Volume 26 • Number 1

Fall 2006



 

IDENTITY AND AGENCY IN NATIVE AMERICAN SCHOLARSHIP

Sovereign Selves: American Indian Autobiography and the Law. By David J. Carlson. Urbana and Chicago: University of Illinois Press, 2006. viii + 217 pp. Notes, bibliography, and index. $30.00 (paper).

We Know Who We Are: Métis Identity in a Montana Community. By Martha Harroun Foster. Norman: University of Oklahoma Press, 2006. xii + 306 pp. Maps, photographs, illustrations, graphs, tables, notes, bibliography, glossary, appendix, and index. $29.95 (cloth).

Citizen Indians: Native American Intellectuals, Race, and Reform.
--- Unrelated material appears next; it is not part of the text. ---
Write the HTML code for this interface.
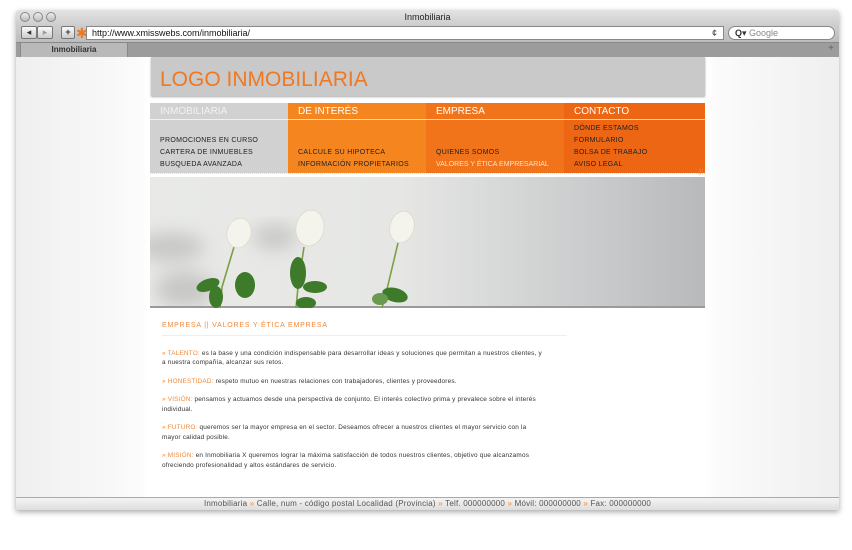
<!DOCTYPE html>
<html><head><meta charset="utf-8"><style>
*{margin:0;padding:0;box-sizing:border-box}
body{width:852px;height:550px;background:#fff;position:relative;overflow:hidden;font-family:"Liberation Sans","DejaVu Sans",sans-serif}
.win{position:absolute;left:16px;top:10px;width:823px;height:500px;background:#a9a9a9;box-shadow:0 2px 6px rgba(0,0,0,.35);border-radius:4px 4px 0 0}
.title{position:absolute;left:0;top:0;width:100%;height:14px;background:linear-gradient(#e3e3e3,#cfcfcf);border-radius:4px 4px 0 0;text-align:center;font-size:9px;line-height:14px;color:#222}
.dot{position:absolute;top:2px;width:10px;height:10px;border-radius:50%;border:1px solid #888;background:linear-gradient(#eee,#bbb)}
.tool{position:absolute;left:0;top:14px;width:100%;height:18px;background:linear-gradient(#cfcfcf,#bdbdbd)}
.btn{position:absolute;top:2px;height:13px;border:1px solid #777;border-radius:2px;background:linear-gradient(#fafafa,#ccc);font-size:9px;line-height:11px;text-align:center;color:#333}
.url{position:absolute;left:70px;top:2px;width:638px;height:14px;background:#fff;border:1px solid #888;font-size:9px;line-height:12px;padding-left:5px;color:#111}
.srch{position:absolute;left:712px;top:2px;width:107px;height:14px;background:#fff;border:1px solid #888;border-radius:8px;font-size:9px;line-height:12px;padding-left:6px;color:#888}
.tabs{position:absolute;left:0;top:32px;width:100%;height:15px;background:#9c9c9c;border-top:1px solid #888}
.tab{position:absolute;left:4px;top:0;width:108px;height:15px;background:#b9b9b9;border:1px solid #888;border-top:none;font-size:8px;font-weight:bold;text-align:center;line-height:13px;color:#333}
.content{position:absolute;left:0;top:47px;width:100%;height:440px;background:linear-gradient(90deg,#efefef,#fbfbfb 15%,#fff 16%,#fff 84%,#fbfbfb 85%,#efefef)}
.foot{position:absolute;left:0;top:487px;width:100%;height:13px;background:linear-gradient(#f4f4f4,#dedede);border-top:1px solid #aaa;font-size:8px;line-height:12px;text-align:center;color:#555;letter-spacing:.2px}
.foot b{color:#f08a3c;font-weight:normal}
.page{position:absolute;left:134px;top:0;width:555px;height:440px;background:#fff}
.logo{position:absolute;left:1px;top:0;width:554px;height:39px;background:#c9c9c9;color:#f07820;font-size:21px;line-height:45px;padding-left:9px;box-shadow:0 1px 2px #aaa}
.nav{position:absolute;top:46px;height:70px;width:138px}
.nav .h{height:17px;font-size:10px;color:#fff;padding-left:10px;line-height:18px;border-bottom:1px solid rgba(255,255,255,.7)}
.nav ul{list-style:none;position:absolute;bottom:2px;left:10px;font-size:7px;letter-spacing:.3px;line-height:12px;color:#222;white-space:nowrap}
.dl{position:absolute;left:0;top:116px;width:555px;border-top:1px dotted #ddd}
.txt{position:absolute;left:12px;top:264px;width:385px;font-size:6.4px;color:#333;line-height:9.5px;letter-spacing:.2px}
.txt .o{color:#f08a3c}
.txt p{margin-bottom:9px}
.hd{color:#f08a3c;font-size:7px;letter-spacing:.8px;padding-bottom:4px;border-bottom:1px solid #eee;margin-bottom:13px;width:405px}
</style></head><body>
<div class="win">
 <div class="title">Inmobiliaria
  <div class="dot" style="left:4px"></div><div class="dot" style="left:17px"></div><div class="dot" style="left:30px"></div></div>
 <div class="tool">
  <div class="btn" style="left:5px;width:16px">◂</div><div class="btn" style="left:21px;width:16px;color:#999">▸</div>
  <div class="btn" style="left:45px;width:14px;font-weight:bold">+</div>
  <div style="position:absolute;left:60px;top:0;color:#f07820;font-size:14px;line-height:18px">✱</div>
  <div class="url">http://www.xmisswebs.com/inmobiliaria/<span style="position:absolute;right:6px;color:#333">¢</span></div>
  <div class="srch"><b style="color:#333">Q▾</b> Google</div>
 </div>
 <div class="tabs"><div class="tab">Inmobiliaria</div><span style="position:absolute;right:5px;top:0;font-size:10px;color:#666">+</span></div>
 <div class="content">
  <div class="page">
   <div class="logo">LOGO INMOBILIARIA</div>
   <div class="nav" style="left:0;background:#d1d1d1"><div class="h" style="color:#f2f2f2">INMOBILIARIA</div><ul><li>PROMOCIONES EN CURSO</li><li>CARTERA DE INMUEBLES</li><li>BUSQUEDA AVANZADA</li></ul></div>
   <div class="nav" style="left:138px;background:#f5861f"><div class="h">DE INTERÉS</div><ul><li>CALCULE SU HIPOTECA</li><li>INFORMACIÓN PROPIETARIOS</li></ul></div>
   <div class="nav" style="left:276px;background:#f2741a"><div class="h">EMPRESA</div><ul><li>QUIENES SOMOS</li><li style="color:#fde0c8;letter-spacing:0">VALORES Y ÉTICA EMPRESARIAL</li></ul></div>
   <div class="nav" style="left:414px;width:141px;background:#ec6614"><div class="h">CONTACTO</div><ul><li>DÓNDE ESTAMOS</li><li>FORMULARIO</li><li>BOLSA DE TRABAJO</li><li>AVISO LEGAL</li></ul></div>
   <div class="dl"></div><span style="position:absolute;right:2px;top:112px;font-size:6px;color:#f08a3c">|||</span>
   <svg style="position:absolute;left:0;top:120px" width="555" height="131" viewBox="0 0 555 131">
    <defs><linearGradient id="g" x1="0" x2="1"><stop offset="0" stop-color="#e9eae8"/><stop offset=".45" stop-color="#e6e7e5"/><stop offset=".8" stop-color="#c9cbcc"/><stop offset="1" stop-color="#b7b9bb"/></linearGradient>
    <filter id="b"><feGaussianBlur stdDeviation="9"/></filter></defs>
    <rect width="555" height="131" fill="url(#g)"/>
    <g filter="url(#b)" fill="#b8b9b7" opacity=".7"><ellipse cx="20" cy="70" rx="35" ry="14"/><ellipse cx="35" cy="112" rx="30" ry="18"/><ellipse cx="125" cy="60" rx="22" ry="12"/></g>
    <rect y="129" width="555" height="2" fill="#9a9a9a"/>
    <g fill="none" stroke="#7aa040" stroke-width="1.6"><path d="M84 70 L72 110 L70 131"/><path d="M154 70 L148 110 L146 131"/><path d="M248 66 L238 108 L232 131"/></g>
    <g fill="#3d7a2a"><ellipse cx="58" cy="108" rx="12" ry="6" transform="rotate(-20 58 108)"/><ellipse cx="66" cy="120" rx="7" ry="11"/><ellipse cx="95" cy="108" rx="10" ry="13"/><ellipse cx="148" cy="96" rx="8" ry="16"/><ellipse cx="165" cy="110" rx="12" ry="6"/><ellipse cx="156" cy="126" rx="10" ry="6"/><ellipse cx="245" cy="118" rx="13" ry="7" transform="rotate(15 245 118)"/><ellipse cx="230" cy="122" rx="8" ry="6" fill="#6a9a50"/></g>
    <g fill="#f4f4ec" stroke="#d6d4c6" stroke-width=".6"><ellipse cx="89" cy="56" rx="12" ry="15" transform="rotate(15 89 56)"/><ellipse cx="160" cy="51" rx="14" ry="18" transform="rotate(10 160 51)"/><ellipse cx="252" cy="50" rx="12" ry="16" transform="rotate(15 252 50)"/></g>
   </svg>
   <div class="txt">
    <div class="hd">EMPRESA || VALORES Y ÉTICA EMPRESA</div>
    <p><span class="o">» TALENTO:</span> es la base y una condición indispensable para desarrollar ideas y soluciones que permitan a nuestros clientes, y a nuestra compañía, alcanzar sus retos.</p>
    <p><span class="o">» HONESTIDAD:</span> respeto mutuo en nuestras relaciones con trabajadores, clientes y proveedores.</p>
    <p><span class="o">» VISIÓN:</span> pensamos y actuamos desde una perspectiva de conjunto. El interés colectivo prima y prevalece sobre el interés individual.</p>
    <p><span class="o">» FUTURO:</span> queremos ser la mayor empresa en el sector. Deseamos ofrecer a nuestros clientes el mayor servicio con la mayor calidad posible.</p>
    <p><span class="o">» MISIÓN:</span> en Inmobiliaria X queremos lograr la máxima satisfacción de todos nuestros clientes, objetivo que alcanzamos ofreciendo profesionalidad y altos estándares de servicio.</p>
   </div>
  </div>
 </div>
 <div class="foot">Inmobiliaria <b>»</b> Calle, num - código postal Localidad (Provincia) <b>»</b> Telf. 000000000 <b>»</b> Móvil: 000000000 <b>»</b> Fax: 000000000</div>
</div>
</body></html>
By Lucy Maddox. Ithaca, NY: Cornell University Press, 2005. x + 205 pp. Photographs, notes, and index. $35.00 (cloth).

Gail D. MacLeitch
King's College

In recent years, burgeoning scholarship on Native Americans has highlighted the complex issue of Indian identity. Three works by David J. Carlson, Martha Harroun Foster, and Lucy Maddox add to this literature in important yet distinct ways. Carlson examines the relationship between legal discourse and identity formation in a series of nineteenth- and early twentieth-century Native American autobiographies. Foster looks at the creation and maintenance of a distinct Métis ethnic identity among the Spring Creek community of Montana. And Maddox explores how turn-of-the-twentieth-century Native American intellectuals enacted Indian "performances" to carve out a public space in which they could articulate their own understanding of Indianness.